If you want to build a robuts solution, then you need to :
set up a representation of the actions in a table in database that will be your process queue;
set up a script that pop this queue and process your action;
set up a cron daemon that run this script every x.
This way you can have 1000 PHP scripts running, using your OS parallelism capabilities and not hanging when ebay is taking to to respond.
The real advantage of this system is that you can fully control the firepower you throw at your task by adjusting :
the number of request one PHP script does;
the order / number / type / priority of the action in the queue;
the number or scripts the cron daemon runs.
Thanks everyone for the awesome and quick answers!
The advice from Brent Baisley and e-satis works nicely, rather than executing the sub-processes using CURL like i did before, the forking takes a massive load off, it also nicely gets around the issues with max out my apache connection limit.
Thanks again!
It is true that PHP is not multithreaded, but it can certainly be setup with multiple processes.
I have created a system that resemebles the one that you are describing. It's running in a loop and is basically a background process. It uses up to 8 processes for batch processing and a single control process.
It is somewhat simplified because i do not have to have any communication between the processes.
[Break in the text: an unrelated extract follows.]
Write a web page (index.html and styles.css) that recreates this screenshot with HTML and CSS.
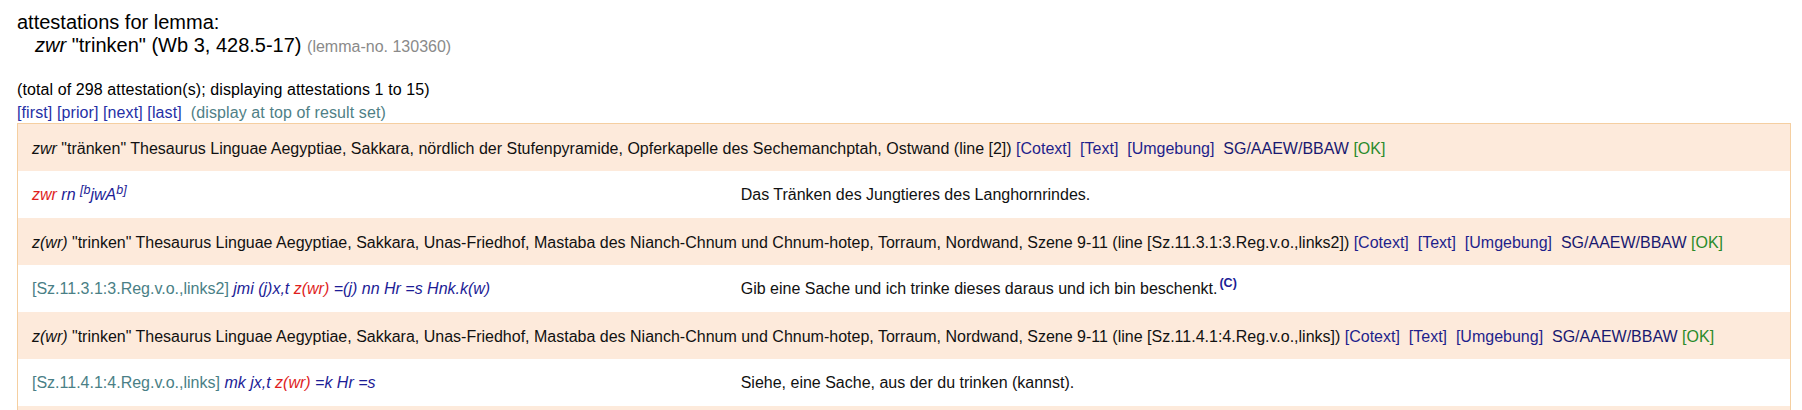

Everything resides in a database so each process is spawned with the full context taken from the database.
Here is a basic description of the system.
1. Start control process
2. Check database for new jobs
3. Spawn child process with the job data as a parameter
4. Keep a table of the child processes to be able to control the number of simultaneous processes.
Unfortunately it does not appear to be a widespread idea to use PHP for this type of application, and i really had to write wrappers for the low level functions.
The manual has a whole section on these functions, and it appears that there are methods for allowing IPC as well.
PCNTL has the functions to control forking/child processes, and Semaphore covers IPC.
The interesting part of this is that i'm able to fork off actual PHP code, not execute other programs.